Building Tech & Products
Wood And Fire Risk: Where Fallacy And Facts Meet Homebuilding
Here, from Construction Physics' Brian Potter, is an evidence-based look at one of new-home construction's more combustible debates.
It's one of residential construction's combustible topics.
Brian Potter is a structural engineer who writes here on "Wood Construction and the Risk of Fire."
History, physics, data science, engineering and materials science, regulation and local/regional/state and federal policy, construction practices, climate, environmental science and geography, insurance claims, special interest narratives, all get the 3rd degree in Potter's deep dive – sporting both literature search and first-hand reporting and research chops – into one of the 2020s hottest challenges for housing leaders.
Potter starts with a caveat in his analysis, stating that his analysis here covers light framed wood construction, not heavy timber construction, such as CLT. This speaks to the vast majority of timber-frame residential building in the U.S.
Risk he focuses on is not reputational, rhetorical, or narrative, but rather risk to health and safety, and risk to property damage.
In 21 graphics, tables, physics equations, heat-maps, and diagrams, Potter works through the issues with wood and fire, alternative construction material options, trends, tactics, and scenarios.
Overall, it seems like wood construction does somewhat increase the potential risk of fire, mostly by allowing fires that do occur to be somewhat deadlier and more destructive. However, this effect is mostly swamped by other factors such as what state and city you live in, or whether you live in a house or an apartment. For a wood apartment in Salt Lake City, the risk of fire is vanishingly small; for a wood single family home in a tiny town in Arkansas, it’s much larger.
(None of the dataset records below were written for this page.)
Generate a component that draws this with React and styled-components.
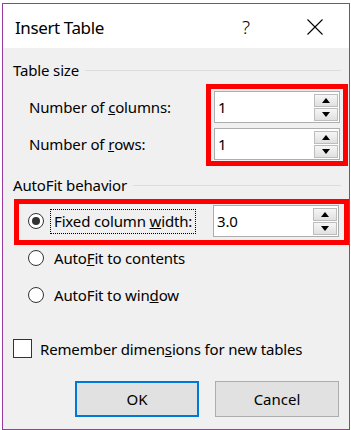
import React from 'react';
import styled, { createGlobalStyle } from 'styled-components';

const GlobalStyle = createGlobalStyle`
  html, body {
    margin: 0;
    padding: 0;
    background: #ffffff;
  }
  body {
    font-family: "Noto Sans", "Open Sans", sans-serif;
    color: #000000;
  }
  * {
    box-sizing: border-box;
  }
`;

const Window = styled.div`
  margin: 3px 0 0 2px;
  width: 348px;
  height: 427px;
  border: 1px solid #9b3a9e;
  background: #f0f0f0;
  display: flex;
  flex-direction: column;
`;

const TitleBar = styled.div`
  height: 44px;
  flex-shrink: 0;
  background: #ffffff;
  display: flex;
  align-items: center;
  padding: 0 11px 0 12px;
`;

const Title = styled.div`
  flex: 1;
  font-size: 17px;
  letter-spacing: -0.4px;
  padding-top: 2px;
`;

const HelpButton = styled.div`
  width: 24px;
  text-align: center;
  font-size: 19px;
  font-weight: 300;
  margin-right: 34px;
  padding-top: 2px;
`;

const CloseButton = styled.div`
  width: 46px;
  display: flex;
  justify-content: center;
  padding-top: 2px;
`;

const Body = styled.div`
  flex: 1;
  display: flex;
  flex-direction: column;
  padding: 12px 0 11px 10px;
  font-size: 15px;
  letter-spacing: -0.15px;
`;

const GroupHeader = styled.div`
  height: 20px;
  display: flex;
  align-items: center;
  gap: 6px;
  padding-right: 8px;
  margin-top: ${p => p.$top || 0}px;

  &::after {
    content: '';
    flex: 1;
    height: 1px;
    background: #dcdcdc;
  }
`;

const RedFrame = styled.div`
  border: 5px solid #ff0000;
`;

const SizeRow = styled.div`
  display: flex;
  justify-content: space-between;
  margin-top: 4px;
`;

const LabelColumn = styled.div`
  display: flex;
  flex-direction: column;
  gap: 5px;
  padding: 7px 0 0 16px;
`;

const FieldLabel = styled.div`
  height: 32px;
  display: flex;
  align-items: center;
`;

const SizeFrame = styled(RedFrame)`
  display: flex;
  flex-direction: column;
  gap: 5px;
  padding: 2px 3px 1px;
  margin-right: 1px;
`;

const SpinBox = styled.div`
  width: 126px;
  height: 32px;
  border: 1px solid #adadad;
  background: #ffffff;
  display: flex;
  align-items: center;
  padding: 0 1px 0 3px;
`;

const SpinValue = styled.span`
  flex: 1;
`;

const SpinButtons = styled.div`
  width: 24px;
  display: flex;
  flex-direction: column;
  gap: 1px;
`;

const SpinButton = styled.div`
  height: 13px;
  border: 1px solid #bdbdbd;
  background: linear-gradient(#f6f6f6, #e0e0e0);
  display: flex;
  align-items: center;
  justify-content: center;

  &::after {
    content: '';
    width: 0;
    height: 0;
    border-left: 4.5px solid transparent;
    border-right: 4.5px solid transparent;
    ${p => (p.$down ? 'border-top: 5px solid #000;' : 'border-bottom: 5px solid #000;')}
  }
`;

const AutoFrame = styled(RedFrame)`
  margin: 4px 0 0 1px;
  padding: 1px 5px 3px 9px;
  display: flex;
  align-items: center;
  justify-content: space-between;
`;

const OptionRow = styled.div`
  height: 24px;
  display: flex;
  align-items: center;
  margin-top: ${p => p.$top || 0}px;
  padding-left: ${p => p.$indent || 0}px;
`;

const Radio = styled.span`
  width: 16px;
  height: 16px;
  border-radius: 50%;
  border: 1px solid #333333;
  background: #ffffff;
  display: flex;
  align-items: center;
  justify-content: center;
  flex-shrink: 0;

  &::after {
    content: '';
    width: 8px;
    height: 8px;
    border-radius: 50%;
    background: ${p => (p.$checked ? '#333333' : 'transparent')};
  }
`;

const OptionText = styled.span`
  margin-left: 10px;
`;

const FocusText = styled.span`
  margin-left: 7px;
  padding: 1px 3px 2px;
  outline: 1px dotted #000000;
`;

const CheckRow = styled.div`
  display: flex;
  align-items: center;
  gap: 8px;
  margin-top: 32px;
  height: 19px;
`;

const CheckBox = styled.span`
  width: 19px;
  height: 19px;
  border: 1px solid #333333;
  background: #ffffff;
`;

const ButtonRow = styled.div`
  display: flex;
  justify-content: flex-end;
  gap: 16px;
  padding-right: 10px;
  margin-top: 23px;
`;

const DialogButton = styled.button`
  width: 124px;
  height: 36px;
  font: inherit;
  font-size: 15px;
  color: #000000;
  background: #e1e1e1;
  border: ${p => (p.$primary ? '2px solid #0078d7' : '1px solid #adadad')};
  padding: 0;
`;

function Spinner({ value }) {
  return (
    <SpinBox>
      <SpinValue>{value}</SpinValue>
      <SpinButtons>
        <SpinButton />
        <SpinButton $down />
      </SpinButtons>
    </SpinBox>
  );
}

export default function App() {
  return (
    <>
      <GlobalStyle />
      <Window>
        <TitleBar>
          <Title>Insert Table</Title>
          <HelpButton>?</HelpButton>
          <CloseButton>
            <svg width="16" height="16" viewBox="0 0 16 16">
              <path d="M0.5 0.5 L15.5 15.5 M15.5 0.5 L0.5 15.5" stroke="#000" strokeWidth="1.1" fill="none" />
            </svg>
          </CloseButton>
        </TitleBar>
        <Body>
          <GroupHeader>Table size</GroupHeader>
          <SizeRow>
            <LabelColumn>
              <FieldLabel>Number of&nbsp;<u>c</u>olumns:</FieldLabel>
              <FieldLabel>Number of&nbsp;<u>r</u>ows:</FieldLabel>
            </LabelColumn>
            <SizeFrame>
              <Spinner value="1" />
              <Spinner value="1" />
            </SizeFrame>
          </SizeRow>

          <GroupHeader $top={9}>AutoFit behavior</GroupHeader>
          <AutoFrame>
            <OptionRow>
              <Radio $checked />
              <FocusText>Fixed column <u>w</u>idth:</FocusText>
            </OptionRow>
            <Spinner value="3.0" />
          </AutoFrame>
          <OptionRow $top={1} $indent={15}>
            <Radio />
            <OptionText>Auto<u>F</u>it to contents</OptionText>
          </OptionRow>
          <OptionRow $top={13} $indent={15}>
            <Radio />
            <OptionText>AutoFit to win<u>d</u>ow</OptionText>
          </OptionRow>

          <CheckRow>
            <CheckBox />
            <span>Remember dimen<u>s</u>ions for new tables</span>
          </CheckRow>

          <ButtonRow>
            <DialogButton $primary>OK</DialogButton>
            <DialogButton>Cancel</DialogButton>
          </ButtonRow>
        </Body>
      </Window>
    </>
  );
}
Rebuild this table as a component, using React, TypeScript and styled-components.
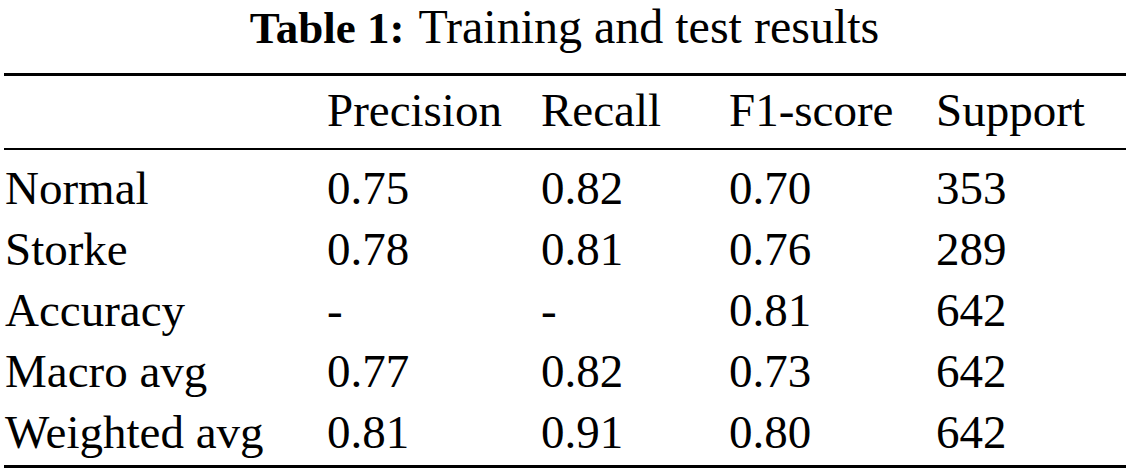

The most important factor for fire risk in a home is whether or not it’s sprinklered. Fire sprinklers reduce the risk of fire by an enormous amount, and sprinklered wood construction seems to perform about as well as sprinklered non-combustible construction. And sprinklers are cheap, costing about $1-2 per square foot (much less than it would cost to say, change a wood house to concrete).
For wildfires specifically, we see something similar - construction details such as fire protected eaves and class A roofs, along with things like community density, matter far more than whether your home is wood or steel.